Il Capo del Dipartimento del Ministero della Giustizia il 28 dicembre 2012 ha trasmesso una nota che fissa consistenze e modalità di piante organiche e di dotazione di uffici senza un’idonea indagine sugli uffici accorpanti e sulla possibile evaporazione dei giudizi pendenti, che rischiano di essere bloccati a tempo indeterminato. Si fa riferimento ad efficienze e produttività che non esistono e che il Ministero farebbe bene ad accertare con sopralluoghi locali, che non sono stati mai fatti. Invece di bloccare gli improvvisati provvedimenti di alcuni presidenti dei Tribunali, che sono stati puntualmente annullati, il Ministero della Giustizia va avanti senza alcuna razionalità, con una cocciutaggine che rischia di fare la fine della mediaconciliazione obbligatoria. Formula percorsi inesistenti, con piantine geografiche e strutture mal individuate, che ricordano la meravigliosa tela di Bruegel «La parabola dei ciechi» che si può vedere nel Museo di Capodimonte di Napoli, nella quale i ciechi in fila, con una mano sulla spalla, si avviano a cadere tutti nel pendio di un sentiero.
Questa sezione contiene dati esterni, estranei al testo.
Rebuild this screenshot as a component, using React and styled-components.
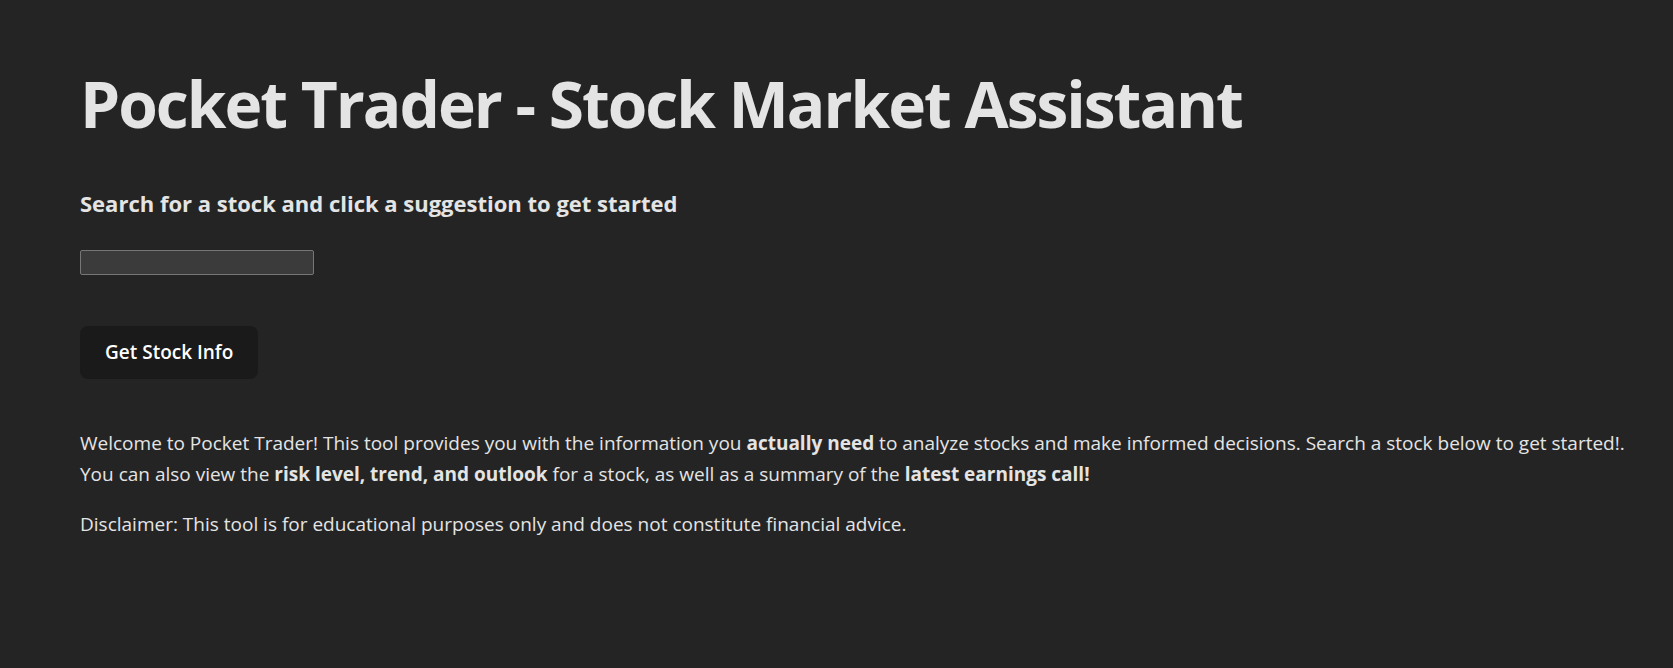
import React from 'react';
import styled, { createGlobalStyle } from 'styled-components';

const GlobalStyle = createGlobalStyle`
  html, body {
    margin: 0;
    padding: 0;
    background: #242424;
  }
  body {
    font-family: 'Open Sans', 'Noto Sans', sans-serif;
    color: rgba(255, 255, 255, 0.87);
    -webkit-font-smoothing: antialiased;
  }
`;

const Page = styled.main`
  min-height: 668px;
  box-sizing: border-box;
  padding: 69px 16px 40px 80px;
`;

const Title = styled.h1`
  margin: 0;
  font-size: 64px;
  font-weight: 700;
  line-height: 1.1;
  letter-spacing: -2px;
  color: #e4e4e4;
`;

const Prompt = styled.h3`
  margin: 50px 0 0;
  font-size: 22px;
  font-weight: 700;
  line-height: 1.3;
  color: #e4e4e4;
`;

const SearchInput = styled.input`
  display: block;
  margin-top: 32px;
  width: 234px;
  height: 25px;
  box-sizing: border-box;
  background: #3b3b3b;
  border: 1px solid #767676;
  border-radius: 2px;
  color: #fff;
  padding: 0 4px;
`;

const Button = styled.button`
  display: block;
  margin-top: 51px;
  height: 53px;
  padding: 0 24px;
  border: 1px solid transparent;
  border-radius: 8px;
  background: #1a1a1a;
  color: #fff;
  font-family: inherit;
  font-size: 19px;
  font-weight: 600;
  cursor: pointer;
`;

const Intro = styled.p`
  margin: 49px 0 0;
  font-size: 19px;
  line-height: 31px;
  color: #e4e4e4;

  & + & {
    margin-top: 19px;
  }

  strong {
    font-weight: 700;
  }
`;

export default function App() {
  return (
    <>
      <GlobalStyle />
      <Page>
        <Title>Pocket Trader - Stock Market Assistant</Title>
        <Prompt>Search for a stock and click a suggestion to get started</Prompt>
        <SearchInput type="text" />
        <Button>Get Stock Info</Button>
        <Intro>
          Welcome to Pocket Trader! This tool provides you with the information you <strong>actually need</strong> to
          analyze stocks and make informed decisions. Search a stock below to get started!.
          <br />
          You can also view the <strong>risk level, trend, and outlook</strong> for a stock, as well as a summary of
          the <strong>latest earnings call!</strong>
        </Intro>
        <Intro>Disclaimer: This tool is for educational purposes only and does not constitute financial advice.</Intro>
      </Page>
    </>
  );
}
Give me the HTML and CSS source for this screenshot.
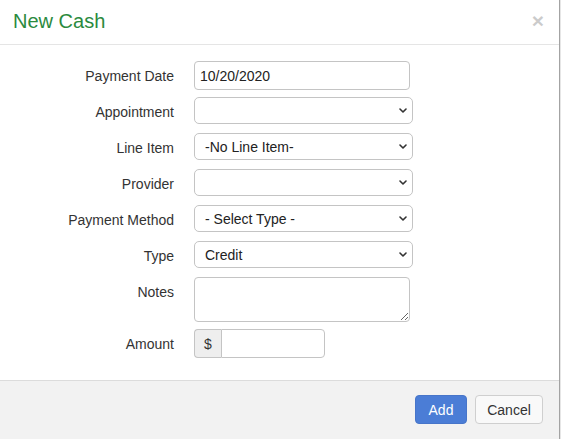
FILE: index.html
```html
<!DOCTYPE html>
<html>
<head>
<meta charset="utf-8">
<link rel="stylesheet" href="styles.css">
</head>
<body>
<div class="modal">
  <div class="modal-header">
    <h4 class="modal-title">New Cash</h4>
    <button class="close" type="button">×</button>
  </div>
  <div class="modal-body">
    <form class="form">
      <label class="label">Payment Date</label>
      <div class="control"><input class="input input-date" type="text" value="10/20/2020"></div>

      <label class="label">Appointment</label>
      <div class="control"><div class="select-wrap"><select class="select"><option></option></select><svg class="chev" width="8" height="5" viewBox="0 0 8 5"><path d="M1 1 L4 4 L7 1" fill="none" stroke="#333" stroke-width="1.6" stroke-linecap="round" stroke-linejoin="round"/></svg></div></div>

      <label class="label">Line Item</label>
      <div class="control"><div class="select-wrap"><select class="select"><option>-No Line Item-</option></select><svg class="chev" width="8" height="5" viewBox="0 0 8 5"><path d="M1 1 L4 4 L7 1" fill="none" stroke="#333" stroke-width="1.6" stroke-linecap="round" stroke-linejoin="round"/></svg></div></div>

      <label class="label">Provider</label>
      <div class="control"><div class="select-wrap"><select class="select"><option></option></select><svg class="chev" width="8" height="5" viewBox="0 0 8 5"><path d="M1 1 L4 4 L7 1" fill="none" stroke="#333" stroke-width="1.6" stroke-linecap="round" stroke-linejoin="round"/></svg></div></div>

      <label class="label">Payment Method</label>
      <div class="control"><div class="select-wrap"><select class="select"><option>- Select Type -</option></select><svg class="chev" width="8" height="5" viewBox="0 0 8 5"><path d="M1 1 L4 4 L7 1" fill="none" stroke="#333" stroke-width="1.6" stroke-linecap="round" stroke-linejoin="round"/></svg></div></div>

      <label class="label">Type</label>
      <div class="control"><div class="select-wrap"><select class="select"><option>Credit</option></select><svg class="chev" width="8" height="5" viewBox="0 0 8 5"><path d="M1 1 L4 4 L7 1" fill="none" stroke="#333" stroke-width="1.6" stroke-linecap="round" stroke-linejoin="round"/></svg></div></div>

      <label class="label">Notes</label>
      <div class="control"><textarea class="textarea"></textarea></div>

      <label class="label">Amount</label>
      <div class="control"><div class="input-group"><span class="addon">$</span><input class="input input-amount" type="text"></div></div>
    </form>
  </div>
  <div class="modal-footer">
    <button class="btn btn-primary" type="button">Add</button>
    <button class="btn btn-default" type="button">Cancel</button>
  </div>
</div>
</body>
</html>
```
FILE: styles.css
```css
html, body {
  margin: 0;
  padding: 0;
  background: #e6e6e6;
  font-family: "Liberation Sans", Arial, sans-serif;
  font-size: 14px;
  color: #333;
}

.modal {
  width: 559px;
  height: 439px;
  background: #fff;
  border-right: 1px solid #a3a3a3;
  display: flex;
  flex-direction: column;
  overflow: hidden;
}

.modal-header {
  height: 44px;
  border-bottom: 1px solid #e5e5e5;
  display: flex;
  align-items: center;
  justify-content: space-between;
  padding: 0 15px 0 13px;
}

.modal-title {
  margin: 0 0 3px 0;
  font-size: 20px;
  font-weight: normal;
  color: #2b8a3e;
  line-height: 24px;
}

.close {
  border: 0;
  background: none;
  padding: 0;
  margin: 0 0 4px 0;
  font-family: "Liberation Sans", Arial, sans-serif;
  font-size: 21px;
  font-weight: bold;
  line-height: 1;
  color: #000;
  opacity: 0.2;
}

.modal-body {
  padding: 16px 0 22px 0;
}

.form {
  display: grid;
  grid-template-columns: 174px 1fr;
  column-gap: 20px;
  row-gap: 7px;
}

.label {
  text-align: right;
  padding-top: 5px;
  line-height: 20px;
  color: #333;
}

.control {
  min-height: 29px;
}

.input {
  box-sizing: border-box;
  height: 29px;
  border: 1px solid #c4c4c4;
  border-radius: 4px;
  padding: 0 5px;
  font-family: "Liberation Sans", Arial, sans-serif;
  font-size: 14px;
  color: #222;
  outline: none;
  margin: 0;
  display: block;
}

.input-date {
  width: 216px;
}

.select-wrap {
  position: relative;
  width: 219px;
  height: 27px;
}

.select {
  -webkit-appearance: none;
  appearance: none;
  box-sizing: border-box;
  width: 219px;
  height: 27px;
  border: 1px solid #c4c4c4;
  border-radius: 5px;
  background: #fff;
  padding: 0 20px 0 10px;
  margin: 0;
  font-family: "Liberation Sans", Arial, sans-serif;
  font-size: 14px;
  color: #222;
  display: block;
}

.chev {
  position: absolute;
  right: 6px;
  top: 11px;
  pointer-events: none;
}

.textarea {
  box-sizing: border-box;
  display: block;
  width: 216px;
  height: 45px;
  margin: 0;
  border: 1px solid #c4c4c4;
  border-radius: 4px;
  padding: 4px 5px;
  font-family: "Liberation Sans", Arial, sans-serif;
  font-size: 14px;
  outline: none;
}

.input-group {
  display: flex;
  width: 131px;
  height: 29px;
}

.addon {
  box-sizing: border-box;
  width: 27px;
  height: 29px;
  display: flex;
  align-items: center;
  justify-content: center;
  background: #eee;
  border: 1px solid #c4c4c4;
  border-right: 0;
  border-radius: 4px 0 0 4px;
  color: #333;
  font-size: 14px;
}

.input-amount {
  width: 104px;
  border-radius: 0 4px 4px 0;
}

.modal-footer {
  flex: 1;
  background: #f2f2f2;
  border-top: 1px solid #dcdcdc;
  display: flex;
  justify-content: flex-end;
  align-items: flex-start;
  gap: 8px;
  padding: 14px 16px 0 0;
}

.btn {
  box-sizing: border-box;
  height: 29px;
  border-radius: 4px;
  font-family: "Liberation Sans", Arial, sans-serif;
  font-size: 14px;
  padding: 0;
  margin: 0;
  text-align: center;
}

.btn-primary {
  width: 52px;
  background: #4b7dd6;
  border: 1px solid #4775c9;
  color: #fff;
}

.btn-default {
  width: 68px;
  background: #f9f9f9;
  border: 1px solid #cfcfcf;
  color: #333;
}
```
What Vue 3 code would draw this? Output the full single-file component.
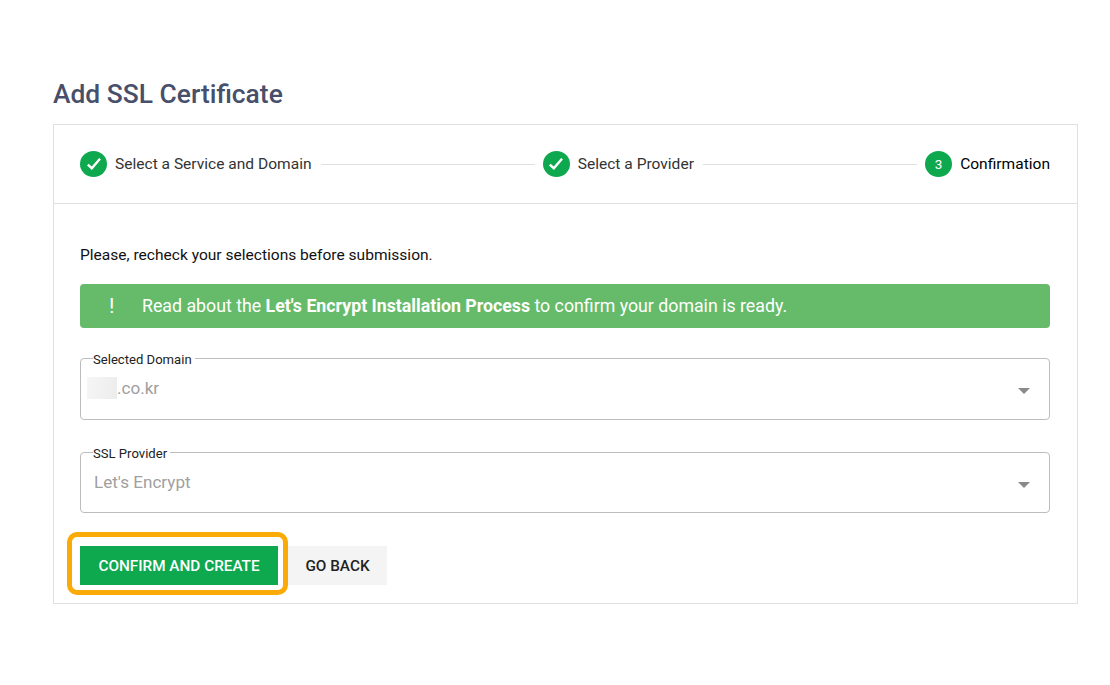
<template>
  <div class="page">
    <h1 class="title">Add SSL Certificate</h1>

    <div class="card">
      <!-- 步骤条 -->
      <div class="stepper">
        <template v-for="(step, index) in steps" :key="step.label">
          <div class="step">
            <span class="step-icon">
              <svg v-if="step.done" width="18" height="18" viewBox="0 0 18 18">
                <path d="M2.8 9.6 L6.8 13.2 L15 3.8" fill="none" stroke="#fff" stroke-width="2.4" />
              </svg>
              <template v-else>{{ index + 1 }}</template>
            </span>
            <span class="step-label" :class="{ current: !step.done }">{{ step.label }}</span>
          </div>
          <div v-if="index < steps.length - 1" class="step-line"></div>
        </template>
      </div>

      <div class="body">
        <p class="hint">Please, recheck your selections before submission.</p>

        <div class="alert">
          <span class="alert-mark">!</span>
          <span>Read about the <b>Let's Encrypt Installation Process</b> to confirm your domain is ready.</span>
        </div>

        <fieldset class="select first">
          <legend>Selected Domain</legend>
          <div class="value"><span class="blur"></span>.co.kr</div>
          <span class="arrow"></span>
        </fieldset>

        <fieldset class="select second">
          <legend>SSL Provider</legend>
          <div class="value">Let's Encrypt</div>
          <span class="arrow"></span>
        </fieldset>

        <div class="actions">
          <button class="btn primary">CONFIRM AND CREATE</button>
          <button class="btn secondary">GO BACK</button>
          <!-- 橙色高亮框 -->
          <div class="highlight"></div>
        </div>
      </div>
    </div>
  </div>
</template>

<script setup>
const steps = [
  { label: 'Select a Service and Domain', done: true },
  { label: 'Select a Provider', done: true },
  { label: 'Confirmation', done: false },
]
</script>

<style>
html, body {
  margin: 0;
  background: #fff;
}
</style>

<style scoped>
.page {
  box-sizing: border-box;
  width: 1110px;
  height: 685px;
  padding: 78px 32px 0 53px;
  font-family: Roboto, "Liberation Sans", sans-serif;
}

.title {
  margin: 0 0 13px;
  font-size: 26.4px;
  line-height: 33px;
  font-weight: 500;
  color: #474f6b;
}

.card {
  border: 1px solid #e0e0e0;
  height: 480px;
  box-sizing: border-box;
}

.stepper {
  display: flex;
  align-items: center;
  height: 78px;
  padding: 0 27px 0 26px;
  border-bottom: 1px solid #e0e0e0;
}

.step {
  display: flex;
  align-items: center;
  gap: 8px;
  flex-shrink: 0;
}

.step-icon {
  display: flex;
  align-items: center;
  justify-content: center;
  width: 27px;
  height: 26px;
  border-radius: 50%;
  background: #0ea84f;
  color: #fff;
  font-size: 13.5px;
}

.step-label {
  font-size: 15.55px;
  color: #333;
}

.step-label.current {
  color: #000;
}

.step-line {
  flex: 1;
  height: 1px;
  margin: 0 8px 0 9px;
  background: #e0e0e0;
}

.body {
  padding: 42px 27px 0 26px;
}

.hint {
  margin: 0 0 20px;
  font-size: 15.55px;
  line-height: 18px;
  color: #111;
}

.alert {
  display: flex;
  align-items: center;
  height: 44px;
  padding-left: 29px;
  border-radius: 4px;
  background: #66bb6a;
  color: #fff;
  font-size: 17.75px;
}

.alert-mark {
  width: 33px;
  font-size: 21px;
}

.alert b {
  font-weight: 700;
}

.select {
  position: relative;
  box-sizing: border-box;
  margin: 0;
  padding: 0 13px;
  border: 1px solid #bdbdbd;
  border-radius: 4px;
  min-width: 0;
}

.select.first {
  margin-top: 24px;
  height: 68px;
}

.select.second {
  margin-top: 26px;
  height: 67px;
}

.select legend {
  padding: 0 3px 0 0;
  margin-left: -1px;
  font-size: 13.1px;
  line-height: 16px;
  height: 12px;
  color: #222;
}

.value {
  display: flex;
  align-items: center;
  height: 26px;
  margin-top: 11px;
  font-size: 17.1px;
  color: #a0a0a0;
}

.blur {
  width: 30px;
  height: 22px;
  margin-left: -7px;
  background: linear-gradient(100deg, #f6f6f6, #ececec);
}

.arrow {
  position: absolute;
  right: 19px;
  top: 24px;
  width: 0;
  height: 0;
  border-left: 6px solid transparent;
  border-right: 6px solid transparent;
  border-top: 6px solid #8a8a8a;
}

.actions {
  position: relative;
  display: flex;
  margin-top: 33px;
}

.btn {
  height: 39px;
  border: none;
  padding: 0;
  font-family: inherit;
  font-size: 15.3px;
  font-weight: 500;
}

.primary {
  width: 198px;
  background: #0ea84f;
  color: #fff;
}

.secondary {
  width: 99px;
  margin-left: 10px;
  background: #f4f4f4;
  color: #222;
}

.highlight {
  position: absolute;
  left: -13px;
  top: -14px;
  width: 221px;
  height: 63px;
  box-sizing: border-box;
  border: 5px solid #fbab08;
  border-radius: 10px;
}
</style>
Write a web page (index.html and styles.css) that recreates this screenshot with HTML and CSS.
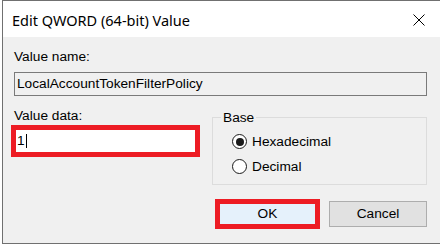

La nota ministeriale manca di qualsiasi empirismo e si propone come quegli studi teorici che solitamente leggiamo nei dipartimenti universitari, poi smentiti dalla realtà. Lo stesso Ministero sa che i mali principali sono la forte scopertura di magistrati negli uffici giudiziari pari a 1.273 giudici in 9.605 posti in organico. La palese insufficienza degli organici specie nei Tribunali metropolitani, la pessima utilizzazione dei giudici laici e di pace. Invece di sopprimere mille uffici giudiziari per migliorare la giustizia peggiorando la tutela dei diritti, basta introdurre seriamente e diffusamente il processo telematico, attuando l’informatizzazione della giustizia. Sono necessari ingenti investimenti e cambiamenti di mentalità per ottenere la massima produttività di giudici, dirigenti e personale. È stato giustamente sottolineato che il processo civile telematico può portare a formidabili risparmi di ore di lavoro e ad incrementi di qualità. Va subito accelerata la sua obbligatorietà eliminando l’ibridismo tra fascicolo cartaceo e telematico. Il Tribunale telematico è la più seria proposta presentata dall’avvocatura, che va al più presto esaminata con la collaborazione di Cisia, Ordini e Associazioni di avvocati.
Dove finiscono i fondi dell’Ammi-nistrazione della giustizia ammontanti a più di 7 miliardi di euro l’anno? Quanto si è speso finora per il processo telematico? Sono state usate bene le risorse impiegate? Nella giustizia manca la trasparenza su investimenti, introiti, spese, somme e beni gestiti, risorse impiegate, obiettivi perseguiti e raggiunti. Non si potrebbe affidare a una commissione paritetica, formata da cittadini, avvocati, giudici e personale, il controllo delle ingenti spese?